In a recent development, a High Court judge in Antigua and Barbuda has made a significant ruling regarding the sale of the superyacht Alfa Nero.
The judge has allowed two applicants to file for a judicial review, challenging the decision made by the Port Authority to sell the vessel.
However, the same judgment also gives the green light for the sale of Alfa Nero to continue.
The US$81 million yacht has been under the spotlight since its arrival in Antiguan waters over a year ago.
Ambassador to the US, Sir Ronald Sanders, announced on June 1 that the Alfa Nero, allegedly owned by sanctioned Russian businessman Andrey Guryev, is no longer considered “blocked property,” paving the way for its sale.
Antigua and Barbuda are keen to remove the superyacht from Falmouth Harbour, citing concerns about its impact on the environment and other yachts, particularly with the peak hurricane season approaching.
Court documents reveal that Vita Felice Ltd claims ownership of several artworks on board the vessel, while BVI-registered firm Flying Dutchman Overseas Ltd asserts ownership of the boat.
Both entities are said to be managed by Opus Private Ltd, a Guernsey-based fiduciary services company led by CEO Shane Giles.
Flying Dutchman and Vita Felice applied on May 22 to prevent the sale of Alfa Nero, raising concerns of procedural unfairness and the non-applicability of sanctions.
The applicants argued that the Port Authority and the government refused to engage with them regarding the vessel’s fate, emphasizing the need for fairness in the sale process.
The judgment acknowledges that the Port Authority Act does not explicitly impose a duty on the Port Authority to engage with potential owners of abandoned vessels.
However, the judge suggests that such engagement is implied in the interest of fairness.
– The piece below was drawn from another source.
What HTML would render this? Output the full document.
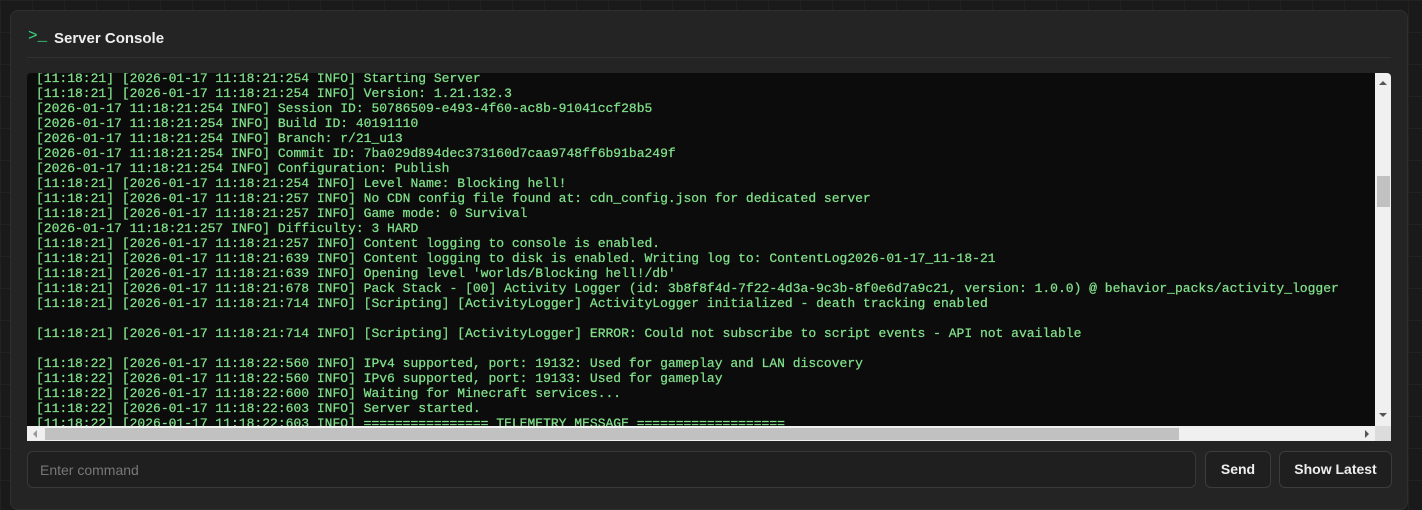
<!DOCTYPE html>
<html><head><style>
html,body{margin:0;padding:0;width:1422px;height:503px;overflow:hidden;background:#1a1a1a;
background-image:linear-gradient(#222 1px,transparent 1px),linear-gradient(90deg,#222 1px,transparent 1px);background-size:32px 32px;font-family:"Liberation Sans",sans-serif}
.card{position:absolute;left:10px;top:10px;width:1398px;height:500px;background:#242424;border:1px solid #2f2f2f;border-radius:8px;box-sizing:border-box}
.hdr{position:absolute;left:16px;right:16px;top:0;height:46px;border-bottom:1px solid #303030}
.hdr .ic{position:absolute;left:1px;top:16px;color:#3ddc84;font:16px "Liberation Mono",monospace}
.hdr .t{position:absolute;left:27px;top:19px;color:#eee;font-weight:bold;font-size:15px}
.con{position:absolute;left:16px;top:62px;width:1364px;height:368px;background:#0c0c0c;border-radius:4px 4px 0 0;overflow:hidden}
.txt{position:absolute;left:9px;top:-2px;white-space:pre;color:#80e08a;font:13px/15px "Liberation Mono",monospace;-webkit-text-stroke:0.25px #80e08a}
.vs{position:absolute;right:0;top:0;width:16px;height:353px;background:#f0f0f0}
.hs{position:absolute;left:0;bottom:0;height:15px;width:1348px;background:#f0f0f0}
.cor{position:absolute;right:0;bottom:0;width:16px;height:15px;background:#dcdcdc}
.inp{position:absolute;left:16px;top:440px;width:1169px;height:37px;border:1px solid #383838;border-radius:6px;background:#1f1f1f;box-sizing:border-box;color:#777;font-size:14px;padding:10px 12px}
.btn{position:absolute;top:440px;height:37px;border:1px solid #3c3c3c;border-radius:6px;background:#1f1f1f;box-sizing:border-box;color:#eee;font-weight:bold;font-size:14px;text-align:center;line-height:35px}
</style></head><body>
<div class="card">
<div class="hdr"><span class="ic">&gt;_</span><span class="t">Server Console</span></div>
<div class="con">
<div class="txt">[11:18:21] [2026-01-17 11:18:21:254 INFO] Starting Server
[11:18:21] [2026-01-17 11:18:21:254 INFO] Version: 1.21.132.3
[2026-01-17 11:18:21:254 INFO] Session ID: 50786509-e493-4f60-ac8b-91041ccf28b5
[2026-01-17 11:18:21:254 INFO] Build ID: 40191110
[2026-01-17 11:18:21:254 INFO] Branch: r/21_u13
[2026-01-17 11:18:21:254 INFO] Commit ID: 7ba029d894dec373160d7caa9748ff6b91ba249f
[2026-01-17 11:18:21:254 INFO] Configuration: Publish
[11:18:21] [2026-01-17 11:18:21:254 INFO] Level Name: Blocking hell!
[11:18:21] [2026-01-17 11:18:21:257 INFO] No CDN config file found at: cdn_config.json for dedicated server
[11:18:21] [2026-01-17 11:18:21:257 INFO] Game mode: 0 Survival
[2026-01-17 11:18:21:257 INFO] Difficulty: 3 HARD
[11:18:21] [2026-01-17 11:18:21:257 INFO] Content logging to console is enabled.
[11:18:21] [2026-01-17 11:18:21:639 INFO] Content logging to disk is enabled. Writing log to: ContentLog2026-01-17_11-18-21
[11:18:21] [2026-01-17 11:18:21:639 INFO] Opening level 'worlds/Blocking hell!/db'
[11:18:21] [2026-01-17 11:18:21:678 INFO] Pack Stack - [00] Activity Logger (id: 3b8f8f4d-7f22-4d3a-9c3b-8f0e6d7a9c21, version: 1.0.0) @ behavior_packs/activity_logger
[11:18:21] [2026-01-17 11:18:21:714 INFO] [Scripting] [ActivityLogger] ActivityLogger initialized - death tracking enabled

[11:18:21] [2026-01-17 11:18:21:714 INFO] [Scripting] [ActivityLogger] ERROR: Could not subscribe to script events - API not available

[11:18:22] [2026-01-17 11:18:22:560 INFO] IPv4 supported, port: 19132: Used for gameplay and LAN discovery
[11:18:22] [2026-01-17 11:18:22:560 INFO] IPv6 supported, port: 19133: Used for gameplay
[11:18:22] [2026-01-17 11:18:22:600 INFO] Waiting for Minecraft services...
[11:18:22] [2026-01-17 11:18:22:603 INFO] Server started.
[11:18:22] [2026-01-17 11:18:22:603 INFO] ================ TELEMETRY MESSAGE ===================</div>
<div class="vs"><div style="position:absolute;left:4px;top:8px;width:0;height:0;border-left:4px solid transparent;border-right:4px solid transparent;border-bottom:4px solid #555"></div>
<div style="position:absolute;left:2px;top:103px;width:13px;height:31px;background:#c1c1c1"></div>
<div style="position:absolute;left:4px;top:340px;border-left:4px solid transparent;border-right:4px solid transparent;border-top:4px solid #555"></div></div>
<div class="hs"><div style="position:absolute;left:6px;top:4px;border-top:4px solid transparent;border-bottom:4px solid transparent;border-right:4px solid #999"></div>
<div style="position:absolute;left:18px;top:2px;width:1134px;height:12px;background:#c1c1c1"></div>
<div style="position:absolute;left:1338px;top:4px;border-top:4px solid transparent;border-bottom:4px solid transparent;border-left:4px solid #555"></div></div>
<div class="cor"></div>
</div>
<div class="inp">Enter command</div>
<div class="btn" style="left:1194px;width:66px">Send</div>
<div class="btn" style="left:1268px;width:113px">Show Latest</div>
</div>
</body></html>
The court papers reveal that attempts were made by the applicants’ representatives to contact the Attorney General prior to the sale, but these efforts were reportedly unsuccessful.
The judgment also addresses concerns raised by the applicants regarding the vessel’s sanction status. They questioned the nature and extent of any imposed sanctions.
The judge concluded that these issues should be determined in the substantive hearing of the claim.
While the court refused to halt the sale process, it considered the potential environmental damage and other risks posed by the vessel.
The judgment does not clarify the impact of the vessel’s sanction status, leaving this to be determined in the substantive hearing.
Port Manager Darwin Telemaque confirmed that permission has been granted to proceed with the sale, emphasizing the aim to liquidate the asset in order to protect the environment.
Attorney Andrew O’Kola, representing the applicants, was not available for comment at the time of reporting.